Trevethy Quoit, also known as King Arthur’s Quoit, is one of the more impressive burial chambers in Cornwall. Standing at over 15 feet 4.6 Metres. This cromlech dates from the Bronze Age period. The capstone is pierced by a hole, the purpose of which is unknown.
A small portion of the front entrance stone is also missing, it has been surmised that this was cut to leave an entrance into the chamber. As with many of these stone sentinels the whole structure may at one time have been covered with a mound of earth long since degraded by the changing seasons.
These structures were often seen as the work of giants and legendary figures.
To strengthen further the legend of King Arthur on Bodmin Moor, there is also King Arthur’s Hall and Arthur’s Bed. A young girl called Charlotte Dymond was murdered here in 1844 and a monument stands at the base of the hill in an eerie silence, which has led to many stories about her ghost wandering over the moors.
A quiet, natural, brooding lake, with no visible source of supply, where it is reputed the legendary “Excalibur”, sword of King Arthur was thrown by Sir Bedevere after Arthur’s defeat by his wicked nephew Mordred. Folk lore also it that this as a bottomless lake, which the ghost of the infamous John Tregeagle was forced to empty with a leaky limpet shell as punishment for the terrible life he had lead on earth.

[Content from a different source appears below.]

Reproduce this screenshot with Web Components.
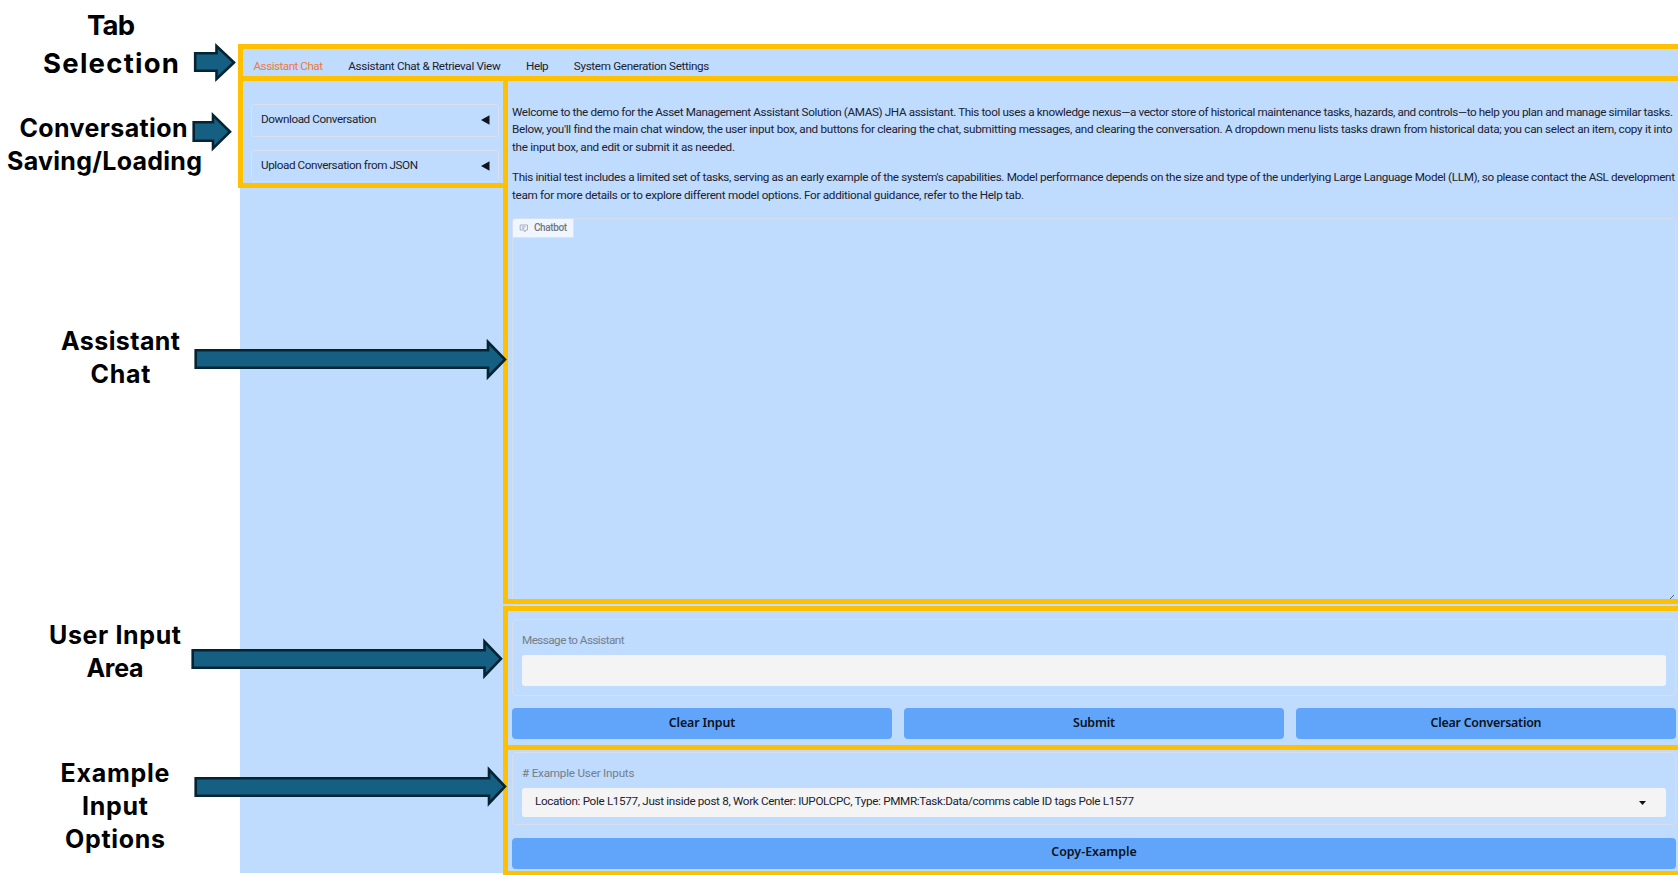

Whatever the truth may be, there is evidence of very early occupation within the vicinity of the lake, shaped stone tools have been found and dated at around 2000BC.
Dozmary Pool must have the most persistent of the claims to be the residence of the Lady of the Lake. It is an extremely atmospheric spot and an ideal candidate for Arthurian associations. It was at Dozmary that Arthur rowed out to claim his mighty sword, Excalibur, and to here the same was returned by Bedwyr after the fateful Battle of Camlann. In this case, of course, the battle had been fought at nearby Slaughter Bridge; while the wounded King Arthur was removed to the Isle of Avalon, proposed by some to be the Scilly Isles.